◆ EXERCISE PROMPT: Look through the material below and give the number of lines holding "index", with no other words.

◆ INFORMATION PROVIDED:

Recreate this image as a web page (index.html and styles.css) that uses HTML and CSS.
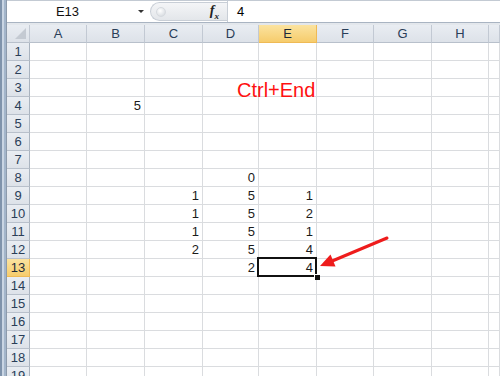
FILE: index.html
```html
<!DOCTYPE html>
<html lang="en">
<head>
    <meta charset="UTF-8">
    <title>Ctrl+End</title>
    <link rel="stylesheet" href="styles.css">
</head>
<body>
<div class="window">
    <div class="frame"></div>
    <div class="main">
        <div class="formula-bar">
            <div class="name-box"><span class="name">E13</span><span class="drop"></span></div>
            <div class="fx-box"><span class="knob"></span><span class="fx"><i>f</i><sub>x</sub></span></div>
            <div class="formula">4</div>
        </div>
        <div class="sheet">
            <div class="corner"><span class="tri"></span></div><div class="hd">A</div><div class="hd">B</div><div class="hd">C</div><div class="hd">D</div><div class="hd active">E</div><div class="hd">F</div><div class="hd">G</div><div class="hd">H</div><div class="hd"></div>
            <div class="rh">1</div><div class="c"></div><div class="c"></div><div class="c"></div><div class="c"></div><div class="c"></div><div class="c"></div><div class="c"></div><div class="c"></div><div class="c"></div>
            <div class="rh">2</div><div class="c"></div><div class="c"></div><div class="c"></div><div class="c"></div><div class="c"></div><div class="c"></div><div class="c"></div><div class="c"></div><div class="c"></div>
            <div class="rh">3</div><div class="c"></div><div class="c"></div><div class="c"></div><div class="c"></div><div class="c"></div><div class="c"></div><div class="c"></div><div class="c"></div><div class="c"></div>
            <div class="rh">4</div><div class="c"></div><div class="c">5</div><div class="c"></div><div class="c"></div><div class="c"></div><div class="c"></div><div class="c"></div><div class="c"></div><div class="c"></div>
            <div class="rh">5</div><div class="c"></div><div class="c"></div><div class="c"></div><div class="c"></div><div class="c"></div><div class="c"></div><div class="c"></div><div class="c"></div><div class="c"></div>
            <div class="rh">6</div><div class="c"></div><div class="c"></div><div class="c"></div><div class="c"></div><div class="c"></div><div class="c"></div><div class="c"></div><div class="c"></div><div class="c"></div>
            <div class="rh">7</div><div class="c"></div><div class="c"></div><div class="c"></div><div class="c"></div><div class="c"></div><div class="c"></div><div class="c"></div><div class="c"></div><div class="c"></div>
            <div class="rh">8</div><div class="c"></div><div class="c"></div><div class="c"></div><div class="c">0</div><div class="c"></div><div class="c"></div><div class="c"></div><div class="c"></div><div class="c"></div>
            <div class="rh">9</div><div class="c"></div><div class="c"></div><div class="c">1</div><div class="c">5</div><div class="c">1</div><div class="c"></div><div class="c"></div><div class="c"></div><div class="c"></div>
            <div class="rh">10</div><div class="c"></div><div class="c"></div><div class="c">1</div><div class="c">5</div><div class="c">2</div><div class="c"></div><div class="c"></div><div class="c"></div><div class="c"></div>
            <div class="rh">11</div><div class="c"></div><div class="c"></div><div class="c">1</div><div class="c">5</div><div class="c">1</div><div class="c"></div><div class="c"></div><div class="c"></div><div class="c"></div>
            <div class="rh">12</div><div class="c"></div><div class="c"></div><div class="c">2</div><div class="c">5</div><div class="c">4</div><div class="c"></div><div class="c"></div><div class="c"></div><div class="c"></div>
            <div class="rh active">13</div><div class="c"></div><div class="c"></div><div class="c"></div><div class="c">2</div><div class="c selected">4</div><div class="c"></div><div class="c"></div><div class="c"></div><div class="c"></div>
            <div class="rh">14</div><div class="c"></div><div class="c"></div><div class="c"></div><div class="c"></div><div class="c"></div><div class="c"></div><div class="c"></div><div class="c"></div><div class="c"></div>
            <div class="rh">15</div><div class="c"></div><div class="c"></div><div class="c"></div><div class="c"></div><div class="c"></div><div class="c"></div><div class="c"></div><div class="c"></div><div class="c"></div>
            <div class="rh">16</div><div class="c"></div><div class="c"></div><div class="c"></div><div class="c"></div><div class="c"></div><div class="c"></div><div class="c"></div><div class="c"></div><div class="c"></div>
            <div class="rh">17</div><div class="c"></div><div class="c"></div><div class="c"></div><div class="c"></div><div class="c"></div><div class="c"></div><div class="c"></div><div class="c"></div><div class="c"></div>
            <div class="rh">18</div><div class="c"></div><div class="c"></div><div class="c"></div><div class="c"></div><div class="c"></div><div class="c"></div><div class="c"></div><div class="c"></div><div class="c"></div>
            <div class="rh">19</div><div class="c"></div><div class="c"></div><div class="c"></div><div class="c"></div><div class="c"></div><div class="c"></div><div class="c"></div><div class="c"></div><div class="c"></div>

            <div class="note">Ctrl+End</div>
            <svg class="arrow" width="90" height="50" viewBox="0 0 90 50">
                <line x1="80" y1="13" x2="24" y2="36.5" stroke="#ee1c1c" stroke-width="3" stroke-linecap="round"/>
                <polygon points="13,41 28.5,41.5 23.5,29.5" fill="#ee1c1c"/>
            </svg>
        </div>
    </div>
</div>
</body>
</html>
```

FILE: styles.css
```css
body {
    margin: 0;
    font-family: "Liberation Sans", Arial, sans-serif;
    background-color: #fff;
}

.window {
    display: flex;
    width: 500px;
    height: 376px;
    overflow: hidden;
}

.frame {
    width: 7px;
    flex-shrink: 0;
    background: linear-gradient(to right, #7f93ab 0 2px, #c9d5e3 2px 4px, #a3b5ca 4px 6px, #8c9aab 6px 7px);
}

.main {
    flex: 1;
    display: flex;
    flex-direction: column;
    min-width: 0;
}

/* formula bar */

.formula-bar {
    display: flex;
    align-items: stretch;
    height: 21px;
    border-top: 1px solid #c3cad3;
    border-bottom: 1px solid #a9b4c2;
    margin-bottom: 2px;
    background-color: #fff;
    box-shadow: 0 2px 0 #e3e7ec;
}

.name-box {
    width: 143px;
    display: flex;
    align-items: center;
    font-size: 13px;
    color: #111;
}

.name {
    flex: 1;
    text-align: center;
    padding-right: 10px;
}

.drop {
    width: 0;
    height: 0;
    border-left: 3px solid transparent;
    border-right: 3px solid transparent;
    border-top: 3px solid #333;
    margin-right: 6px;
}

.fx-box {
    width: 76px;
    margin: 1px 0;
    display: flex;
    align-items: center;
    justify-content: space-between;
    border: 1px solid #c8ced6;
    border-right: none;
    border-radius: 10px 0 0 10px;
    background: linear-gradient(#f4f5f7, #e3e6ea);
}

.knob {
    width: 8px;
    height: 8px;
    margin-left: 5px;
    border-radius: 50%;
    background: radial-gradient(circle at 40% 35%, #fff, #cfd4da);
    border: 1px solid #d6dadf;
}

.fx {
    font-family: "Liberation Serif", serif;
    font-size: 14px;
    font-weight: bold;
    color: #222;
    margin-right: 8px;
}

.fx sub {
    font-size: 9px;
    font-style: italic;
}

.formula {
    flex: 1;
    display: flex;
    align-items: center;
    padding-left: 9px;
    font-size: 13px;
    border-left: 1px solid #c8ced6;
}

/* sheet */

.sheet {
    position: relative;
    display: grid;
    grid-template-columns: 23px 57px 58px 58px 56px 58px 57px 58px 57px 1fr;
    grid-auto-rows: 18px;
    font-size: 13px;
}

.sheet > div {
    box-sizing: border-box;
}

.corner, .hd, .rh {
    background: linear-gradient(#e9edf2, #dde2e9);
    border-right: 1px solid #c2c9d3;
    border-bottom: 1px solid #b8c0cb;
    color: #2a3e58;
    display: flex;
    align-items: center;
    justify-content: center;
}

.corner {
    position: relative;
}

.tri {
    position: absolute;
    right: 3px;
    bottom: 3px;
    width: 0;
    height: 0;
    border-left: 11px solid transparent;
    border-bottom: 11px solid #c4cad2;
}

.hd.active, .rh.active {
    background: linear-gradient(#fbe3a0, #f6cc6c);
    border-right-color: #efba55;
    border-bottom-color: #efba55;
    color: #1d2a3a;
}

.rh {
    border-right-color: #a9b3bf;
}

.c {
    border-right: 1px solid #dadcdf;
    border-bottom: 1px solid #dadcdf;
    display: flex;
    align-items: flex-end;
    justify-content: flex-end;
    padding: 0 3px 1px 0;
    color: #1b1b1b;
}

.c.selected {
    position: relative;
}

.c.selected::before {
    content: "";
    position: absolute;
    left: -2px;
    top: -2px;
    right: -1px;
    bottom: -1px;
    border: 2px solid #111;
}

.c.selected::after {
    content: "";
    position: absolute;
    right: -4px;
    bottom: -4px;
    width: 5px;
    height: 5px;
    background-color: #111;
    border: 1px solid #fff;
    border-width: 1px 0 0 1px;
}

.note {
    position: absolute;
    left: 230px;
    top: 55px;
    font-size: 20px;
    line-height: 20px;
    color: #ff1010;
}

.arrow {
    position: absolute;
    left: 300px;
    top: 200px;
}
```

◆ OUTPUT: 2